Wow.  Kind of surprising, really. Pharrell Williams and Robin Thicke just got hit for about $7.4 Million for copyright infringement, so says the Los Angeles jury.

I'm actually surprised by this news. I've listened to the two songs, and I can't hear the similarities. But I guess that is why we have a jury system because reasonable minds can differ.

All in all, I'm not sure how upset Pharrell is.  He's still got a few coins in the bank, if this site is right about his $97 Million net worth.

Wednesday, March 4, 2015

Churn That Bill, Baby!

The good folks over at Law360 just wanted to let us know that the major firms are having no problem keeping their attorneys billing--I mean busy. If you don't know about Law360, it's a legal news source that sends blast emails with the day's latest legal news. They have a strong big-firm bias.

For quite a while now Law360 has been touting the virtues of all the recent Supreme Court decisions and their impact on patent litigation. For the last several months, about every other Law360 news blast seemed to be announcing that so-called "patent troll suits" are starting to wane due to recent Supreme Court's decisions, such as Alice and Octane Fitness.

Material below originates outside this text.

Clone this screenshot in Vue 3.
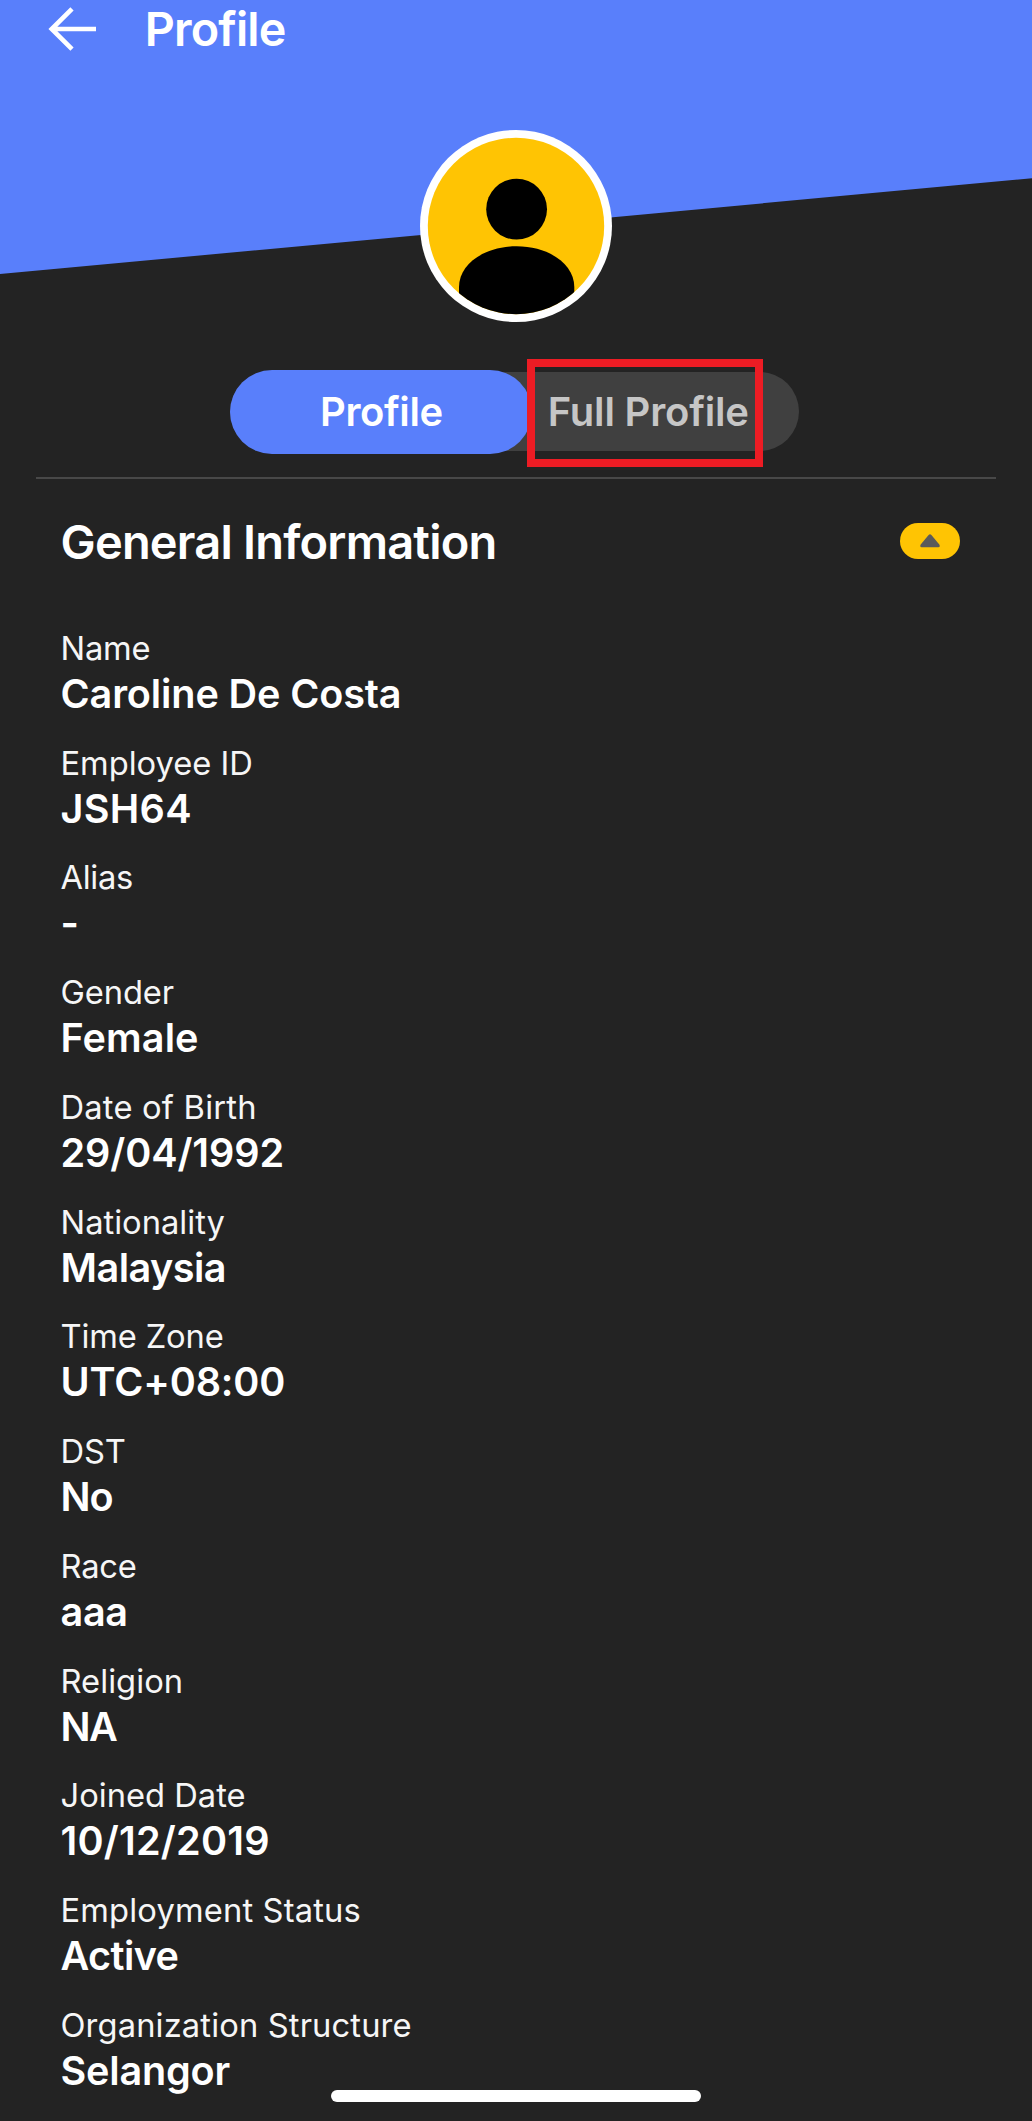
<script setup>
// lt / vt: letter tracking in px for the label and the value
const fields = [
  { label: 'Name', value: 'Caroline De Costa', lt: -0.2, vt: -0.12 },
  { label: 'Employee ID', value: 'JSH64', lt: -0.03, vt: 0.3 },
  { label: 'Alias', value: '-', lt: -0.3, vt: 0 },
  { label: 'Gender', value: 'Female', lt: -0.1, vt: 0.1 },
  { label: 'Date of Birth', value: '29/04/1992', lt: 0.2, vt: -0.1 },
  { label: 'Nationality', value: 'Malaysia', lt: 0, vt: -0.55 },
  { label: 'Time Zone', value: 'UTC+08:00', lt: -0.15, vt: -0.15 },
  { label: 'DST', value: 'No', lt: -0.2, vt: -1 },
  { label: 'Race', value: 'aaa', lt: -0.2, vt: -0.3 },
  { label: 'Religion', value: 'NA', lt: 0.04, vt: -1.5 },
  { label: 'Joined Date', value: '10/12/2019', lt: 0, vt: 0.22 },
  { label: 'Employment Status', value: 'Active', lt: 0.15, vt: -0.6 },
  { label: 'Organization Structure', value: 'Selangor', lt: 0.13, vt: -0.2 },
]
</script>

<template>
  <main class="screen">
    <header class="hero">
      <div class="bar">
        <svg class="back" width="50" height="46" viewBox="0 0 50 46" fill="none" stroke="#fff" stroke-width="4.6">
          <path d="M25 2.8 4.700 23 25 43.200M4.700 23H49" />
        </svg>
        <h1>Profile</h1>
      </div>
      <svg class="avatar" width="192" height="192" viewBox="0 0 192 192">
        <defs>
          <clipPath id="face"><circle cx="96" cy="96" r="88.2" /></clipPath>
        </defs>
        <circle cx="96" cy="96" r="96" fill="#fff" />
        <g clip-path="url(#face)">
          <rect width="192" height="192" fill="#ffc403" />
          <circle cx="96.6" cy="79.2" r="30.4" />
          <path d="M39 157C39 134 64.500 116.300 96.600 116.300S154.300 134 154.300 157V192H39Z" />
        </g>
      </svg>
    </header>

    <nav class="tabs">
      <button class="tab active">Profile</button>
      <button class="tab full">Full Profile</button>
      <span class="marker"></span>
    </nav>

    <section class="info">
      <div class="heading">
        <h2>General Information</h2>
        <button class="toggle">
          <svg width="20" height="14" viewBox="0 0 20 14" fill="#5b5a5a">
            <path d="M8.600 1Q10 -.400 11.400 1L19.300 10.500Q20.500 13.200 18.300 13.300H1.700Q-.500 13.200.700 10.500Z" />
          </svg>
        </button>
      </div>
      <dl>
        <div v-for="f in fields" :key="f.label" class="field">
          <dt :style="{ letterSpacing: f.lt + 'px' }">{{ f.label }}</dt>
          <dd :style="{ letterSpacing: f.vt + 'px' }">{{ f.value }}</dd>
        </div>
      </dl>
    </section>
    <div class="home"></div>
  </main>
</template>

<style>
body {
  background: #232323;
}
</style>

<style scoped>
.screen {
  position: relative;
  box-sizing: border-box;
  width: 1032px;
  height: 2121px;
  overflow: hidden;
  background: #232323;
  color: #fff;
  font-family: Inter, "Liberation Sans", sans-serif;
}
h1, h2, dl, dt, dd {
  margin: 0;
}
button {
  border: 0;
  padding: 0;
  margin: 0;
  font: inherit;
}
.hero {
  height: 370px;
  display: flex;
  flex-direction: column;
  align-items: center;
  position: relative;
  isolation: isolate;
}
.hero::before {
  content: "";
  position: absolute;
  z-index: -1;
  inset: 0 0 auto;
  height: 275px;
  background: #597ffb;
  clip-path: polygon(0 0, 100% 0, 100% 178.300px, 0 274px);
}
.bar {
  align-self: stretch;
  height: 57px;
  display: flex;
  align-items: center;
  padding-left: 47px;
}
.back {
  flex: none;
}
h1 {
  margin-left: 47.700px;
  font-size: 46.700px;
  font-weight: 600;
  line-height: 58px;
  letter-spacing: -0.82px;
}
.avatar {
  margin-top: 72.700px;
  flex: none;
}
.tabs {
  position: relative;
  display: flex;
  align-items: center;
  width: 569px;
  height: 79px;
  margin: 2.300px 0 0 230.300px;
  border-radius: 40px;
  background: #404040;
}
.tab {
  font-size: 40px;
  font-weight: 600;
  line-height: 80px;
  text-align: left;
}
.active {
  flex: none;
  box-sizing: border-box;
  width: 301.500px;
  height: 84px;
  padding-left: 89.700px;
  border-radius: 42px;
  background: #597ffb;
  color: #fff;
  letter-spacing: -0.4px;
}
.full {
  background: none;
  padding-left: 16px;
  color: #c6c6c6;
  letter-spacing: -0.18px;
}
.marker {
  position: absolute;
  left: 296.700px;
  top: -13.300px;
  width: 220px;
  height: 92px;
  border: 8px solid #ed1c24;
}
.info {
  margin: 25.700px 36px 0;
  border-top: 2px solid #484848;
  padding: 0 36px 0 24.500px;
}
.heading {
  display: flex;
  align-items: center;
  justify-content: space-between;
  height: 124.500px;
}
h2 {
  font-size: 47px;
  font-weight: 600;
  letter-spacing: -0.8px;
}
.toggle {
  width: 60px;
  height: 35.500px;
  display: flex;
  align-items: center;
  justify-content: center;
  border-radius: 18px;
  background: #ffc403;
}
dl {
  padding-top: 22.300px;
}
.field {
  height: 114.750px;
}
dt {
  font-size: 32.700px;
  line-height: 44px;
  color: #f6f6f6;
  white-space: nowrap;
}
dd {
  font-size: 39.600px;
  font-weight: 600;
  line-height: 48px;
  white-space: nowrap;
}
.home {
  position: absolute;
  left: 331px;
  bottom: 19px;
  width: 370px;
  height: 12.500px;
  border-radius: 7px;
  background: #fff;
}
</style>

For instance, in October, Law360 was proud to announce that year-over-year patent suits were down about 40% in September of 2014. Again, in February 2015, Law360 reminded us that the trend in patent litigation filings is definitely downward. That trend pretty much sums up new patent suits since about 2013.

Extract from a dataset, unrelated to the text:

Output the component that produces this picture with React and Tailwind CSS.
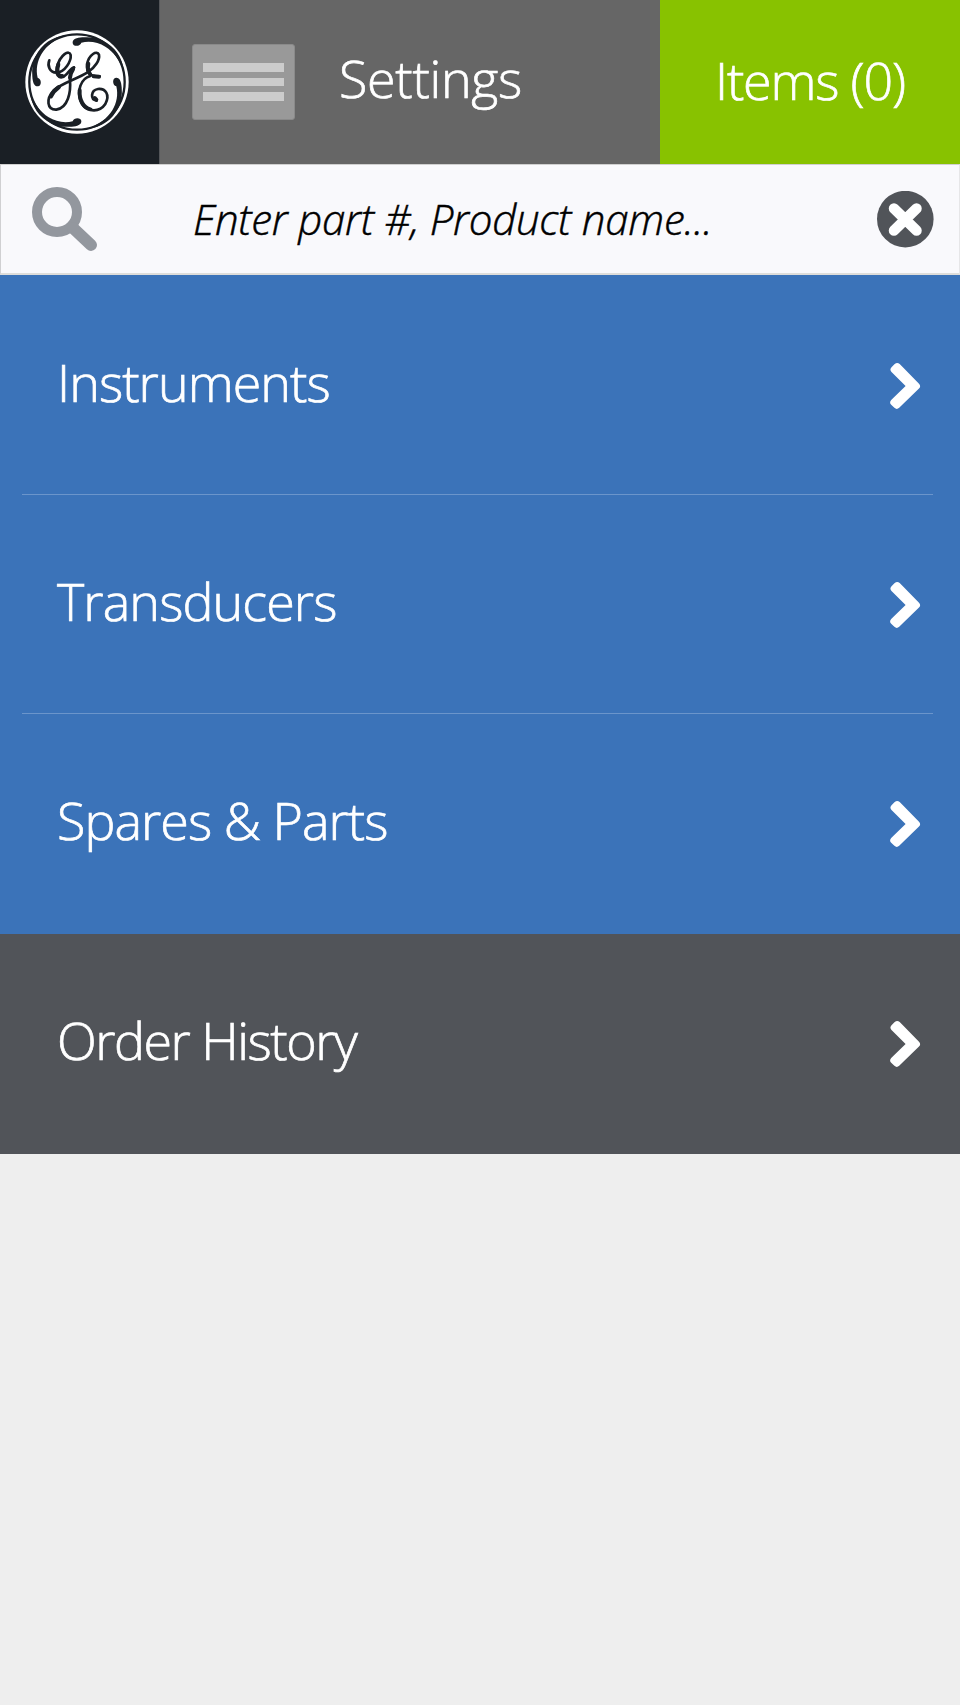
const SWIRL =
  "M217,128 C216,117 229,112 246,111 C270,109 290,112 306,120 C345,140 366,170 371,215 C358,178 340,155 315,139 C294,126 268,121 243,127 C240,139 218,140 217,128 Z";

function Logo() {
  return (
    <svg className="block h-[104px] w-[104px]" viewBox="74 89 312 312" fill="none">
      <circle cx="230" cy="245" r="155" fill="#fff" />
      <circle cx="230" cy="245" r="143" stroke="#1a1f25" strokeWidth="7" />
      {[0, 90, 180, 270].map((a) => (
        <path key={a} d={SWIRL} fill="#1a1f25" transform={`rotate(${a} 230 245)`} />
      ))}
      <g stroke="#1a1f25" strokeWidth="8" strokeLinecap="round" strokeLinejoin="round">
        <path d="M147,180 C140,197 149,217 168,217 C194,216 213,182 211,164 C207,147 180,162 170,200 C164,234 184,238 198,222 C207,212 214,202 221,201" />
        <path d="M221,202 C212,214 207,226 209,240 C212,275 203,323 168,328 C140,329 136,296 160,270 C185,248 228,237 262,216 C285,201 299,178 296,163 C290,149 266,162 260,192 C258,215 268,229 298,228" />
        <path d="M270,227 C240,235 231,272 240,300 C252,336 296,339 315,311 C330,282 315,264 293,266 C271,270 269,297 289,301" />
        <path strokeWidth="12" d="M174,192 C167,214 173,229 186,227 M264,190 C261,205 264,216 270,222 M280,228 L296,229 M218,207 C212,216 209,224 209,232 M238,270 C236,300 250,322 270,327 M152,288 C158,275 166,267 176,260 M283,293 L288,298" />
      </g>
    </svg>
  );
}

function Chevron() {
  return (
    <svg className="mr-[39px] block h-[48px] w-[32px]" viewBox="0 0 32 48">
      <path d="M2.5 5.2 L5.7 2 Q8.2 .2 10.7 2 L30 21.8 Q32.3 24.2 30 26.4 L10.2 45.8 Q7.8 48 5.4 45.8 L2.2 42.7 Q0 40.4 2.2 38 L16.6 24 L2.5 10 Q.3 7.6 2.5 5.2 Z" fill="#fff" />
    </svg>
  );
}

function Row({ label, text, divider }) {
  return (
    <div className="relative flex h-[219px] items-center justify-between pl-[57px]">
      <span className={"mb-[8px] whitespace-nowrap text-[52px] leading-[70px] font-light text-white [-webkit-text-stroke:0.7px_white] " + text}>{label}</span>
      <Chevron />
      {divider && <div className="absolute right-[27px] bottom-0 left-[22px] h-px bg-[#6b95cb]" />}
    </div>
  );
}

export default function App() {
  return (
    <div className="flex h-[1705px] w-[960px] flex-col overflow-hidden bg-[#eeeeee] font-['Open_Sans',sans-serif]">
      <header className="flex h-[164px] shrink-0 text-[52px] leading-[70px] font-light whitespace-nowrap text-white [-webkit-text-stroke:0.7px_white]">
        <div className="flex w-[159px] items-center justify-center bg-[#1a1f25] pr-[5px]">
          <Logo />
        </div>
        <div className="flex w-[501px] items-center border-l border-[#54565a] bg-[#666666] pl-[32px]">
          <div className="flex h-[76px] w-[103px] flex-col items-center gap-[6px] rounded-[3px] border border-[#8a8a8a] bg-[#999999] pt-[18px]">
            <div className="h-[9px] w-[81px] bg-[#cccccc]" />
            <div className="h-[8px] w-[81px] bg-[#cccccc]" />
            <div className="h-[9px] w-[81px] bg-[#cccccc]" />
          </div>
          <span className="mb-[8px] ml-[44px] tracking-[-0.3px]">Settings</span>
        </div>
        <div className="flex w-[300px] items-center bg-[#88c200] pl-[55px]">
          <span className="mb-[5px] tracking-[-1.2px]">Items (0)</span>
        </div>
      </header>
      <div className="flex h-[111px] shrink-0 items-center border-t border-r border-b-2 border-l border-t-[#d0d0d0] border-r-[#e6e6e8] border-b-[#deddda] border-l-[#d0d0d2] bg-[#f9f9fc]">
        <svg className="ml-[31px] block h-[65px] w-[66px]" viewBox="0 0 66 65" fill="none" stroke="#93979e">
          <circle cx="25" cy="25" r="20" strokeWidth="10" />
          <path d="M41 41 L59 58" strokeWidth="12" strokeLinecap="round" />
        </svg>
        <span className="ml-[95px] text-[42px] leading-[58px] font-light tracking-[-0.26px] whitespace-nowrap text-black italic [-webkit-text-stroke:0.5px_black]">Enter part #, Product name...</span>
        <svg className="mr-[25px] ml-auto block h-[57px] w-[57px]" viewBox="0 0 57 57">
          <circle cx="28.3" cy="28.1" r="28.3" fill="#515459" />
          <path d="M17 17.5 L39.5 39.5 M39.5 17.5 L17 39.5" stroke="#fff" strokeWidth="10.5" strokeLinecap="round" />
        </svg>
      </div>
      <nav className="h-[659px] shrink-0 bg-[#3b73b9] pt-px">
        <Row label="Instruments" text="tracking-[-0.95px]" divider />
        <Row label="Transducers" text="tracking-[-0.9px]" divider />
        <Row label="Spares &amp; Parts" text="tracking-[-0.95px]" />
      </nav>
      <div className="h-[220px] shrink-0 bg-[#515459]">
        <Row label="Order History" text="tracking-[-1.48px]" />
      </div>
    </div>
  );
}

So I and others have been wondering: "How long before the big firms start twiddling their thumbs?" Guess we have our answer now.

Thou doth protest too much, methinks.

On Friday, Law360 blasted their preemptive announcement: "Don't worry, the big firm lawyers are still busy even though patent suits are way, way down." According to Law360, the 20% reduction in lawsuits has had "virtually no effect" on "attorney workload"--which should be read "attorney billings."

That assertion is just flatly unbelievable on its face. What idiot believes that attorneys are just as busy when 20 percent of their new work vanishes. And yes, I said idiot.

Well, I'm no idiot. I am an active patent litigator and I know exactly what's happening. I talk to clients and my friends in other firms. The statement that big firm lawyers are just as busy with patent litigation despite 20 percent less work is, to put it frankly, bullshit.

Wonder why this Law360 piece reminds me of a post I wrote a little while back when a big law firm was caught churning its client's bills. In that piece, a client and his firm got crosswise, and a bunch of the firm's internal emails were revealed. In those, the lawyers were celebrating how high their bills were with snippets like this one:
Vince has random people working full time on random research projects in standard Vince "churn that bill, baby!" mode.
So when the big-firm lawyers say things like "we have 20 percent fewer cases to work on, but we're billing our clients the same amount," does that scare you? If you are a client of one of those big firms, it should.

I'll tell you what I think (in case you haven't already figured it out). That Law360 article is just the product of attorneys whose hubris prevents them from admitting that they aren't really sure where their new work will come from, but they don't want anyone else to know.

So my final question is this: How long before Law360 reports that (surprise, surprise) the "major firms" have announced some new layoffs in their patent litigation departments? Or even better, how long before we see this headline: Major Tech Client Sues Patent Litigation Firm Over Exorbitant Billing Practices?

Like I said, I'm no idiot.

Friday, January 23, 2015

WLG Helps RKCC Defeat BWP Media Claim

The Whitaker Law Group assisted local startup, Rich Kids Clothing Company, to defeat a copyright infringement claim brought by BWP Media. If you are not familiar with BWP Media, you should just Google "BWP Media copyright".

BWP Media sued Seattle startup RKCC for copyright infringement for allegedly using three images of Will Ferrell and Christina Applegate on RKCC's website.  RKCC denied any culpability and pushed forward with the case.

Both sides filed motions with the Court with BWP Media asking the Court to slam RKCC, and we asked the Court to throw the case out.  After several rounds of briefing, the Court handed down a ruling in RKCC's favor throwing out BWP Media's case.